EXERCISE: Extract the lines of the material below, beginning with the first and ending with the line that holds "<Connections />". Skip every picture.

DATA EXCERPT:
· · · · · · ·
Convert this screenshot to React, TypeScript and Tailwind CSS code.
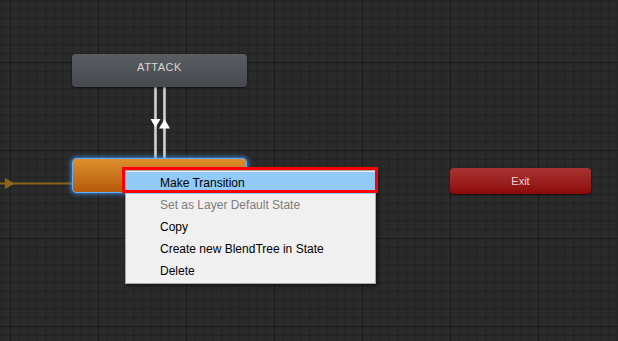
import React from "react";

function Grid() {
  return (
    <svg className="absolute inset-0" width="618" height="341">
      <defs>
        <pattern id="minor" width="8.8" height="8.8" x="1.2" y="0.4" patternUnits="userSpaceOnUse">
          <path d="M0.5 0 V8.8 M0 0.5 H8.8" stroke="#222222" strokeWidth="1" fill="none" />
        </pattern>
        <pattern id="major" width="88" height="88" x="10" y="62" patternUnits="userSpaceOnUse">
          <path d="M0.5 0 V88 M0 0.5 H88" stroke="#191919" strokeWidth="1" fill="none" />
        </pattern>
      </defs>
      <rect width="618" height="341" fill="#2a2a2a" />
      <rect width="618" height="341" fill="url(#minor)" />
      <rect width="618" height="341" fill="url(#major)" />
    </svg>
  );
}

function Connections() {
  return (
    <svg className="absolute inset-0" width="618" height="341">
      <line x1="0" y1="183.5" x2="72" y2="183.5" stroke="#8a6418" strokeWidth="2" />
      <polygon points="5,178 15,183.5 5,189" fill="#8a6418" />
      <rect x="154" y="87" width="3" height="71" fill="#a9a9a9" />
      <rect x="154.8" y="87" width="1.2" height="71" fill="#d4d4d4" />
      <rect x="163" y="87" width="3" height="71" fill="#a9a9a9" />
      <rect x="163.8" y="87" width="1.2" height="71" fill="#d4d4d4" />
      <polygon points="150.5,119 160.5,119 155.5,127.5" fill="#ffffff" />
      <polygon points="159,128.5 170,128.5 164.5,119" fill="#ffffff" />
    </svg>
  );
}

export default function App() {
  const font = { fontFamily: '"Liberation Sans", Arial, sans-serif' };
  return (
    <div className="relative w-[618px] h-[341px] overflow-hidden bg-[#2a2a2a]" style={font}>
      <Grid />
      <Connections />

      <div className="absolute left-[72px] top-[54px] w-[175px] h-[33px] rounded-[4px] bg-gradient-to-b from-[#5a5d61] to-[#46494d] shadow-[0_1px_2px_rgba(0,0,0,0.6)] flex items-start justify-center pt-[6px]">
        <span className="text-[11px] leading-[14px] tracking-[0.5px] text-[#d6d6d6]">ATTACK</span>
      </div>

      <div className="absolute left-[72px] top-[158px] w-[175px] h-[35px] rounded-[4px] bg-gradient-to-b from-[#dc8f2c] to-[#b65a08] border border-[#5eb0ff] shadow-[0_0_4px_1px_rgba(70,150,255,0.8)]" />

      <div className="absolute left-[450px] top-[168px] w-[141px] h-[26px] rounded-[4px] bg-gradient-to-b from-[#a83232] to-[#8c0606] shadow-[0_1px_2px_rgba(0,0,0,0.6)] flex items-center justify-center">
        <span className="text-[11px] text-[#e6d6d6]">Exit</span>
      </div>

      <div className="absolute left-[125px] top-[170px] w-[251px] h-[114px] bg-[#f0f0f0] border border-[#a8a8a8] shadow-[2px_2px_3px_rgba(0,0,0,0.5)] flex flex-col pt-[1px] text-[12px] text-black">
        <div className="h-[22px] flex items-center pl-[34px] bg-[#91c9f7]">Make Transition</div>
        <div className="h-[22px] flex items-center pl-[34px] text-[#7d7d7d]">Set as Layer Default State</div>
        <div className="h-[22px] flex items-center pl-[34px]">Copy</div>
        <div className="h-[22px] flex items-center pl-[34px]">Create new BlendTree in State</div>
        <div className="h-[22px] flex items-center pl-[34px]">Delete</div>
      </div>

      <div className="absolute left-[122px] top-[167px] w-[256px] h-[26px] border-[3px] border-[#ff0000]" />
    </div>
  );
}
· · · · · · ·
RESULT OF THE TASK:
Convert this screenshot to React, TypeScript and Tailwind CSS code.
import React from "react";

function Grid() {
  return (
    <svg className="absolute inset-0" width="618" height="341">
      <defs>
        <pattern id="minor" width="8.8" height="8.8" x="1.2" y="0.4" patternUnits="userSpaceOnUse">
          <path d="M0.5 0 V8.8 M0 0.5 H8.8" stroke="#222222" strokeWidth="1" fill="none" />
        </pattern>
        <pattern id="major" width="88" height="88" x="10" y="62" patternUnits="userSpaceOnUse">
          <path d="M0.5 0 V88 M0 0.5 H88" stroke="#191919" strokeWidth="1" fill="none" />
        </pattern>
      </defs>
      <rect width="618" height="341" fill="#2a2a2a" />
      <rect width="618" height="341" fill="url(#minor)" />
      <rect width="618" height="341" fill="url(#major)" />
    </svg>
  );
}

function Connections() {
  return (
    <svg className="absolute inset-0" width="618" height="341">
      <line x1="0" y1="183.5" x2="72" y2="183.5" stroke="#8a6418" strokeWidth="2" />
      <polygon points="5,178 15,183.5 5,189" fill="#8a6418" />
      <rect x="154" y="87" width="3" height="71" fill="#a9a9a9" />
      <rect x="154.8" y="87" width="1.2" height="71" fill="#d4d4d4" />
      <rect x="163" y="87" width="3" height="71" fill="#a9a9a9" />
      <rect x="163.8" y="87" width="1.2" height="71" fill="#d4d4d4" />
      <polygon points="150.5,119 160.5,119 155.5,127.5" fill="#ffffff" />
      <polygon points="159,128.5 170,128.5 164.5,119" fill="#ffffff" />
    </svg>
  );
}

export default function App() {
  const font = { fontFamily: '"Liberation Sans", Arial, sans-serif' };
  return (
    <div className="relative w-[618px] h-[341px] overflow-hidden bg-[#2a2a2a]" style={font}>
      <Grid />
      <Connections />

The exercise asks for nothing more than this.